- The Washington Times - Tuesday, October 3, 2000

From combined dispatches

The Supreme Court refused to free Exxon Mobil Corp. from having to pay $5 billion in damages for the 1989 Exxon Valdez oil spill in Alaska, the nation's worst ever.
The nation's highest court, acting without comment yesterday, let stand the award stemming from the tanker spill that polluted more than 1,000 miles of shoreline, killed tens of thousands of birds and marine mammals and disrupted fishing.
The oil company still has a variety of other appeals pending, and the high court action does not obligate the company to pay anything right away, said company spokesman Tom Cirigliano.
In this appeal, attorneys for Exxon Mobil had urged the justices to throw out the punitive-damages award on grounds of irregularities during jury deliberations.
"We're not even close," to the end of the case, Mr. Cirigliano said. "This doesn't have any effect whatsoever on us having to pay the $5 billion."
The Exxon order was one of several business-related decisions released by the high court on the first day of its new term. Among the highlights:
Circuit City Group fought off a legal bid to force the second-largest U.S. consumer-electronics retailer to overhaul its personnel procedures to prevent racial discrimination.
The court refused to reinstate a court order that would have required Circuit City to set up a "department of diversity management" and submit to oversight by the plaintiffs' lawyers and a federal judge.
The court refused to throw out a lawsuit in which actors George Wendt and John Ratzenberger, who played endearing barflies in the "Cheers" television show, say two robots stole their old act.
The court refused to block the marketing of a generic chewing gum to help smokers give up cigarettes, rejecting an appeal in which the manufacturer of Nicorette gum said the marketing violated its copyright.
The court refused to revive a lawsuit against Sterling, Va.-based America Online by subscribers who accused the Internet company of imposing unjust charges and failing to protect customer privacy.
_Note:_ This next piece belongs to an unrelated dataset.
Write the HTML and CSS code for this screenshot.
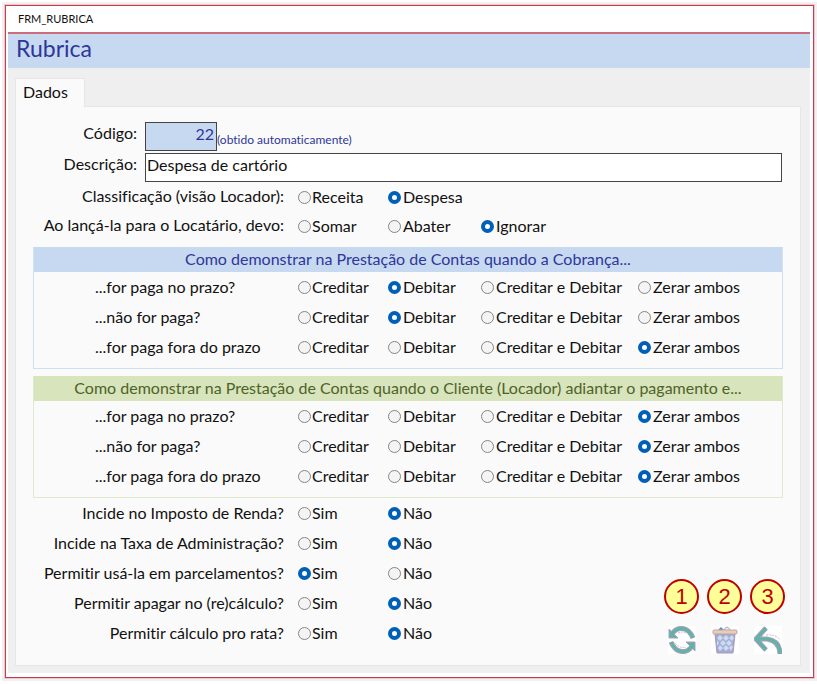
FILE: index.html
```html
<!DOCTYPE html>
<html lang="pt-BR">
<head>
<meta charset="utf-8">
<title>FRM_RUBRICA</title>
<link rel="stylesheet" href="styles.css">
</head>
<body>
<main class="window">
  <div class="titlebar">FRM_RUBRICA</div>
  <h1 class="heading">Rubrica</h1>
  <div class="body">
    <div class="tabs" role="tablist"><button class="tab" type="button" role="tab" aria-selected="true">Dados</button></div>
    <form class="page">
      <div class="fields">
        <div class="field">
          <label class="field-label" for="codigo">Código:</label>
          <input class="box code" id="codigo" value="22" readonly>
          <span class="hint">(obtido automaticamente)</span>
        </div>
        <div class="field">
          <label class="field-label" for="descricao">Descrição:</label>
          <input class="box" id="descricao" value="Despesa de cartório">
        </div>
      </div>
      <div class="rows compact">
        <div class="row" role="radiogroup" aria-labelledby="q1">
          <span class="question" id="q1">Classificação (visão Locador):</span>
          <label class="option"><input type="radio" name="q1">Receita</label>
          <label class="option"><input type="radio" name="q1" checked>Despesa</label>
        </div>
        <div class="row" role="radiogroup" aria-labelledby="q2">
          <span class="question" id="q2">Ao lançá-la para o Locatário, devo:</span>
          <label class="option"><input type="radio" name="q2">Somar</label>
          <label class="option"><input type="radio" name="q2">Abater</label>
          <label class="option"><input type="radio" name="q2" checked>Ignorar</label>
        </div>
      </div>

      <section class="panel blue">
        <h2 class="panel-title">Como demonstrar na Prestação de Contas quando a Cobrança...</h2>
        <div class="row" role="radiogroup" aria-labelledby="a1">
          <span class="question" id="a1">...for paga no prazo?</span>
          <label class="option"><input type="radio" name="a1">Creditar</label>
          <label class="option"><input type="radio" name="a1" checked>Debitar</label>
          <label class="option"><input type="radio" name="a1">Creditar e Debitar</label>
          <label class="option"><input type="radio" name="a1">Zerar ambos</label>
        </div>
        <div class="row" role="radiogroup" aria-labelledby="a2">
          <span class="question" id="a2">...não for paga?</span>
          <label class="option"><input type="radio" name="a2">Creditar</label>
          <label class="option"><input type="radio" name="a2" checked>Debitar</label>
          <label class="option"><input type="radio" name="a2">Creditar e Debitar</label>
          <label class="option"><input type="radio" name="a2">Zerar ambos</label>
        </div>
        <div class="row" role="radiogroup" aria-labelledby="a3">
          <span class="question" id="a3">...for paga fora do prazo</span>
          <label class="option"><input type="radio" name="a3">Creditar</label>
          <label class="option"><input type="radio" name="a3">Debitar</label>
          <label class="option"><input type="radio" name="a3">Creditar e Debitar</label>
          <label class="option"><input type="radio" name="a3" checked>Zerar ambos</label>
        </div>
      </section>

      <section class="panel green">
        <h2 class="panel-title">Como demonstrar na Prestação de Contas quando o Cliente (Locador) adiantar o pagamento e...</h2>
        <div class="row" role="radiogroup" aria-labelledby="b1">
          <span class="question" id="b1">...for paga no prazo?</span>
          <label class="option"><input type="radio" name="b1">Creditar</label>
          <label class="option"><input type="radio" name="b1">Debitar</label>
          <label class="option"><input type="radio" name="b1">Creditar e Debitar</label>
          <label class="option"><input type="radio" name="b1" checked>Zerar ambos</label>
        </div>
        <div class="row" role="radiogroup" aria-labelledby="b2">
          <span class="question" id="b2">...não for paga?</span>
          <label class="option"><input type="radio" name="b2">Creditar</label>
          <label class="option"><input type="radio" name="b2">Debitar</label>
          <label class="option"><input type="radio" name="b2">Creditar e Debitar</label>
          <label class="option"><input type="radio" name="b2" checked>Zerar ambos</label>
        </div>
        <div class="row" role="radiogroup" aria-labelledby="b3">
          <span class="question" id="b3">...for paga fora do prazo</span>
          <label class="option"><input type="radio" name="b3">Creditar</label>
          <label class="option"><input type="radio" name="b3">Debitar</label>
          <label class="option"><input type="radio" name="b3">Creditar e Debitar</label>
          <label class="option"><input type="radio" name="b3" checked>Zerar ambos</label>
        </div>
      </section>

      <div class="bottom">
        <div class="rows">
          <div class="row" role="radiogroup" aria-labelledby="c1">
            <span class="question" id="c1">Incide no Imposto de Renda?</span>
            <label class="option"><input type="radio" name="c1">Sim</label>
            <label class="option"><input type="radio" name="c1" checked>Não</label>
          </div>
          <div class="row" role="radiogroup" aria-labelledby="c2">
            <span class="question" id="c2">Incide na Taxa de Administração?</span>
            <label class="option"><input type="radio" name="c2">Sim</label>
            <label class="option"><input type="radio" name="c2" checked>Não</label>
          </div>
          <div class="row" role="radiogroup" aria-labelledby="c3">
            <span class="question" id="c3">Permitir usá-la em parcelamentos?</span>
            <label class="option"><input type="radio" name="c3" checked>Sim</label>
            <label class="option"><input type="radio" name="c3">Não</label>
          </div>
          <div class="row" role="radiogroup" aria-labelledby="c4">
            <span class="question" id="c4">Permitir apagar no (re)cálculo?</span>
            <label class="option"><input type="radio" name="c4">Sim</label>
            <label class="option"><input type="radio" name="c4" checked>Não</label>
          </div>
          <div class="row" role="radiogroup" aria-labelledby="c5">
            <span class="question" id="c5">Permitir cálculo pro rata?</span>
            <label class="option"><input type="radio" name="c5">Sim</label>
            <label class="option"><input type="radio" name="c5" checked>Não</label>
          </div>
        </div>
        <div class="actions">
          <div class="action">
            <span class="badge">1</span>
            <button class="tool" type="button" aria-label="Atualizar">
              <svg viewBox="0 0 28 28" width="28" height="28" fill="none">
                <g stroke="#aaa0bd" stroke-width="5"><path d="M4 8C9 0 20 0 25 12"/><path d="M24 20C19 28 8 28 3 16"/></g>
                <path d="M1 3V12H10ZM27 25V16H18Z" fill="#62b3a4" stroke="#aaa0bd"/>
                <g stroke="#62b3a4" stroke-width="3"><path d="M4 8C9 0 20 0 25 12"/><path d="M24 20C19 28 8 28 3 16"/></g>
                <path d="M10 7Q14 5 18 7M7 17Q12 23 18 21" stroke="#c9bfd6" stroke-dasharray="2 1"/>
              </svg>
            </button>
          </div>
          <div class="action">
            <span class="badge">2</span>
            <button class="tool" type="button" aria-label="Excluir">
              <svg viewBox="0 0 28 28" width="28" height="28" fill="none">
                <path d="M7 4L10 1L13 4Z" fill="#5f8fd0"/><path d="M13 4Q16-2 19 4" fill="#eee" stroke="#b0a2bf"/>
                <path d="M4 8H24L22 27H6Z" fill="#a3acd3" stroke="#a897be"/>
                <g fill="#cbdcf1"><path d="M9 9L12 12L9 15L6 12ZM15 9L18 12L15 15L12 12ZM21 9L23 12L21 15L18 12ZM12 14L15 17L12 20L9 17ZM18 14L21 17L18 20L15 17ZM9 19L12 22L9 25L7 22ZM15 19L18 22L15 25L12 22ZM20 19L22 21L20 25L18 22ZM6 14L8 17L6 20Z"/></g>
                <rect x="2" y="4" width="24" height="4" rx="1" fill="#e8ceb4" stroke="#bda5a6"/>
              </svg>
            </button>
          </div>
          <div class="action">
            <span class="badge">3</span>
            <button class="tool" type="button" aria-label="Voltar">
              <svg viewBox="0 0 28 28" width="28" height="28" fill="none" stroke-linejoin="round">
                <g stroke="#aaa0bd" stroke-width="5"><path d="M12 2L2 13L12 24M2 13H13Q26 15 26 28"/></g>
                <g stroke="#62b3a4" stroke-width="3"><path d="M12 2L2 13L12 24M2 13H13Q26 15 26 28"/></g>
                <path d="M12 9Q22 8 26 14" stroke="#c9bfd6" stroke-dasharray="2 1"/>
              </svg>
            </button>
          </div>
        </div>
      </div>
    </form>
  </div>
</main>
</body>
</html>
```
FILE: styles.css
```css
* { box-sizing: border-box; }
body {
  margin: 0;
  padding: 5px 3px 6px 5px;
  background: #fff;
  color: #111;
  font: 16px/30px Lato, sans-serif;
  font-variant-ligatures: none;
}
input, button { font: inherit; color: inherit; }
.window {
  border: 1px solid #c83a4e;
  padding: 0 3px 4px 2px;
  background: #fff;
  box-shadow: 0 0 0 1px #e9c8cd, 0 0 0 3px #f2f0f0;
}
.titlebar {
  height: 28px;
  padding-left: 10px;
  border-bottom: 2px solid #cc6c7c;
  font-size: 11px;
  line-height: 26px;
}
.heading {
  margin: 0;
  height: 34px;
  padding-left: 8px;
  background: #c6d9f1;
  color: #2f3699;
  font-size: 23px;
  font-weight: 400;
  line-height: 28px;
}
.body { padding: 10px 9px 7px 7px; background: #efefef; }
.tabs { display: flex; }
.tab {
  position: relative;
  height: 29px;
  margin-bottom: -1px;
  padding: 0 16px 2px 7px;
  border: 1px solid #e6e6e6;
  border-bottom: 0;
  background: #fafafa;
  line-height: 24px;
}
.page {
  margin: 0;
  padding: 15px 15px 11px 17px;
  border: 1px solid #e6e6e6;
  background: #fafafa;
}
.fields { display: grid; gap: 2px; margin-right: 3px; }
.field { display: flex; height: 29px; }
.field-label { width: 104px; margin-right: 8px; text-align: right; line-height: 22px; }
.box {
  flex: 1;
  min-width: 0;
  padding: 0 2px 5px 1px;
  border: 1px solid #444;
  background: #fff;
  line-height: 22px;
}
.code { flex: 0 0 72px; background: #c6d9f1; color: #2f3699; text-align: right; }
.hint { padding-top: 3px; color: #2f3699; font-size: 12px; }
.row {
  display: grid;
  grid-template-columns: 265px 90px 93px 157px auto;
  justify-content: start;
  height: 30px;
}
.compact .row { height: 29px; line-height: 28px; }
.question { padding-right: 14px; text-align: right; }
.option { display: flex; align-items: center; white-space: nowrap; }
.option input {
  appearance: none;
  flex: none;
  width: 13px;
  height: 13px;
  margin: 1px 2px 0 0;
  border: 1px solid #858585;
  border-radius: 50%;
  background: #f4f4f4;
}
.option input:checked { border: 4px solid #005fb8; background: #fff; }
.question + .option input { margin-right: 1px; }
.panel { margin: 7px 2px 0 0; padding-bottom: 6px; border: 1px solid; border-top: 0; }
.panel .row { grid-template-columns: 264px 90px 93px 157px auto; }
.panel .question { padding-left: 61px; text-align: left; }
.panel-title {
  margin: 0;
  height: 25px;
  font-size: 16px;
  font-weight: 400;
  line-height: 23px;
  text-align: center;
}
.blue { border-color: #d0dff2; }
.blue .panel-title { background: #c6d9f1; color: #2f3699; }
.green { border-color: #dfe9cd; }
.green .panel-title { background: #d7e4bc; color: #4f6228; }
.bottom { display: flex; justify-content: space-between; align-items: flex-end; }
.bottom .rows { padding-bottom: 6px; }
.actions { display: flex; gap: 8px; }
.action { display: flex; flex-direction: column; align-items: center; gap: 12px; }
.badge {
  width: 35px;
  height: 35px;
  border: 2px solid #c00000;
  border-radius: 50%;
  background: #ffff99;
  color: #c00000;
  font: 22px/31px "Liberation Sans", sans-serif;
  text-align: center;
}
.tool { width: 28px; height: 28px; padding: 0; border: 0; background: #fff; }
.tool svg { display: block; }
```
The court turned down the subscribers' argument that AOL should be considered a "common carrier" that can be regulated by the Federal Communications Commission.
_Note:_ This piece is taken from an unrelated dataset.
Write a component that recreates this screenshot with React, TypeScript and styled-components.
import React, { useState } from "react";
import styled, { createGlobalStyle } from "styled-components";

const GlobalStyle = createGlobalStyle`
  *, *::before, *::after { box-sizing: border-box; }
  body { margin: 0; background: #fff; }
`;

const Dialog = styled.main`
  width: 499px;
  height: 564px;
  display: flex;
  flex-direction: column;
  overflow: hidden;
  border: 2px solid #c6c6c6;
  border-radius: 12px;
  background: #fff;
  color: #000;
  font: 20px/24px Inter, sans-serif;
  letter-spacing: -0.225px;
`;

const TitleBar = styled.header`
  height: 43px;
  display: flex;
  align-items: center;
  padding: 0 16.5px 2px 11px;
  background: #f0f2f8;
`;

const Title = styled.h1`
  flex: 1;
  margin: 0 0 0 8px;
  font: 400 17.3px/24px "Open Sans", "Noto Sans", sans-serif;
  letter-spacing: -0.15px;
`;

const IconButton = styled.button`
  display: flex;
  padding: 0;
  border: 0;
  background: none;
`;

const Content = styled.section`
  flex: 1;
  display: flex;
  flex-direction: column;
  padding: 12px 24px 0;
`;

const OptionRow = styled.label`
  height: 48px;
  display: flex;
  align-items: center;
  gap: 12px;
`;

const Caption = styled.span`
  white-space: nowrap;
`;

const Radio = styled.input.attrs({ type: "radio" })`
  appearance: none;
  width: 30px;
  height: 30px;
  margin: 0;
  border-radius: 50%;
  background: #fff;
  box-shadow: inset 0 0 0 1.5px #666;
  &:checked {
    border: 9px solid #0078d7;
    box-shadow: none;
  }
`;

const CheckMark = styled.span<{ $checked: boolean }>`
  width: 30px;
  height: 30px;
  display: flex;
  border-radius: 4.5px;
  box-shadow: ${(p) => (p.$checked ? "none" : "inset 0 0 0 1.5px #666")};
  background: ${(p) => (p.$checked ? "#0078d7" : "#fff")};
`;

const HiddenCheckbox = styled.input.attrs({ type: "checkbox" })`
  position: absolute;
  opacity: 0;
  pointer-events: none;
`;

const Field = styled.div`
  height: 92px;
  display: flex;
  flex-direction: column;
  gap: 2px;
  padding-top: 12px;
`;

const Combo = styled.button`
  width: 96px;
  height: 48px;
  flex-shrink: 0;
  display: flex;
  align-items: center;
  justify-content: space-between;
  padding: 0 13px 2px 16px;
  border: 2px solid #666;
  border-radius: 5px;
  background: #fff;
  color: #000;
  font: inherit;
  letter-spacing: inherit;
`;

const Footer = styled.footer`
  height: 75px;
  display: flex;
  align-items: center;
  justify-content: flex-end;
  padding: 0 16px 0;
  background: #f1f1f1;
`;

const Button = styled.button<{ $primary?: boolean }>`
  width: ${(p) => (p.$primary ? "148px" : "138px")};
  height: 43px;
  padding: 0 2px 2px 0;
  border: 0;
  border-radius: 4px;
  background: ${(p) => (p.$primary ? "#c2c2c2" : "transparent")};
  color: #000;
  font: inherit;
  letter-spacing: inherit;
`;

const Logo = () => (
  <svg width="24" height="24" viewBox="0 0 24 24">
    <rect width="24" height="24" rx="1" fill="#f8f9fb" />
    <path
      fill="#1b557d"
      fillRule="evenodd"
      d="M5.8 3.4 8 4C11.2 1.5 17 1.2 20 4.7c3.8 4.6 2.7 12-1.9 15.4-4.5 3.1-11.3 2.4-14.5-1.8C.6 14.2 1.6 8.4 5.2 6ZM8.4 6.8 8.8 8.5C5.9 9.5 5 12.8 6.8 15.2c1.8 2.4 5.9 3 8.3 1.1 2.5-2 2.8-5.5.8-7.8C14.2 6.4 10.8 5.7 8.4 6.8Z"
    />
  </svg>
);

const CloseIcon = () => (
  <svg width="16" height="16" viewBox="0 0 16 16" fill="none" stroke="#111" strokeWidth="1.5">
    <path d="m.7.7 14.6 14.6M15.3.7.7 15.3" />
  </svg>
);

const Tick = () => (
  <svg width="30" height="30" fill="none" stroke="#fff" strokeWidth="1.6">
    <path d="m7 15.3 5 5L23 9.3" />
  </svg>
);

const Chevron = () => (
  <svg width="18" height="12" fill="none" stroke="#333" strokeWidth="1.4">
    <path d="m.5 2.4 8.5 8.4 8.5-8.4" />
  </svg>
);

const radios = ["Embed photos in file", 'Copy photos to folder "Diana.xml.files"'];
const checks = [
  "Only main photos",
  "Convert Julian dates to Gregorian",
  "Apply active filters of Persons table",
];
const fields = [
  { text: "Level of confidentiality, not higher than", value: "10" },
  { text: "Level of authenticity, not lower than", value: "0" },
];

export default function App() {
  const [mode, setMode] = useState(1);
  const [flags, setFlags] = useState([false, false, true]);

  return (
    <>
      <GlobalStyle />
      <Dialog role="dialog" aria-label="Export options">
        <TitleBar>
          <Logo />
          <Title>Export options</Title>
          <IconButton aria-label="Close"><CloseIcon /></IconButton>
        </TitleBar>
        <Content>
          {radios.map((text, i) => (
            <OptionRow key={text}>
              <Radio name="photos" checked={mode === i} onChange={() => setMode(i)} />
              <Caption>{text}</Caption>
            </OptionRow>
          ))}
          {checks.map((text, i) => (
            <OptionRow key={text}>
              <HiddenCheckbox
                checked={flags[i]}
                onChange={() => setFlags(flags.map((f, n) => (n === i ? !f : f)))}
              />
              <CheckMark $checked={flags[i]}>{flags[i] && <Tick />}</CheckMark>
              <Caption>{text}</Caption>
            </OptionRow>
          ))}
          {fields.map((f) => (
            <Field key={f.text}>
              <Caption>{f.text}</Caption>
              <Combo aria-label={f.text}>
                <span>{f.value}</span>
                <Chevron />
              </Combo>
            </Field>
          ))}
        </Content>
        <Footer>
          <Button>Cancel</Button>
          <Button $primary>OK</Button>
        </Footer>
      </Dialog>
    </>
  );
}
In another case involving AOL, the court refused to revive an environmental challenge to the 2.78-million-square-foot New York City development that includes the future home for a combined AOL and Time Warner Inc.
The high court refused to reinstate the California fraud convictions of financier Charles Keating, who became a symbol of the savings-and-loan scandals of the 1980s.
The court, skirting a trademark dispute growing out of the U.S. embargo against Cuba, refused to stop Bacardi & Co. from selling Bahamian-produced "Havana Club" rum in the United States. The justices, acting without comment, rejected an appeal in which a Cuban rum manufacturer, Havana Club Holding, argued that Bacardi is violating U.S. and international trademark law.
The court let a company continue selling computer software that allows people to run Sony PlayStation games on personal computers. The justices ruled that Connectix can sell the software until a lower court rules on Sony's claim of unfair competition.
In one of several challenges to the $5 billion award imposed by a federal jury in 1994, Exxon Mobil attacked the behavior of Don Warrick, a court bailiff who escorted the jury and served food to its members during five months of trial and deliberations in Anchorage, Alaska.
Mr. Warrick admitted that in a conversation with one of the Exxon Valdez trial jurors he pulled out his gun and removed one of its bullets before saying another juror one holding out against making a punitive-damages award should be put "out of her misery."
Mr. Warrick, who said he was only joking, was fired. He died in 1996.
But U.S. District Judge H. Russel Holland refused to order a new punitive-damages trial, ruling that the holdout juror had not known during the deliberations about Mr. Warrick's comment.
The 9th U.S. Circuit Court of Appeals upheld his ruling last March, calling the bailiff's comment to a juror "a strikingly tasteless joke" that targeted a juror who had been conspicuously emotional. But it said the comment did not require "a rebuttable presumption of prejudice" because it was not aimed at the holdout juror.
In the appeal acted on yesterday, Exxon Mobil's attorneys argued that such a presumption should exist.
The Exxon Valdez hit a charted reef in Prince William Sound in March 1989 and spilled 11 million gallons of Alaska crude oil.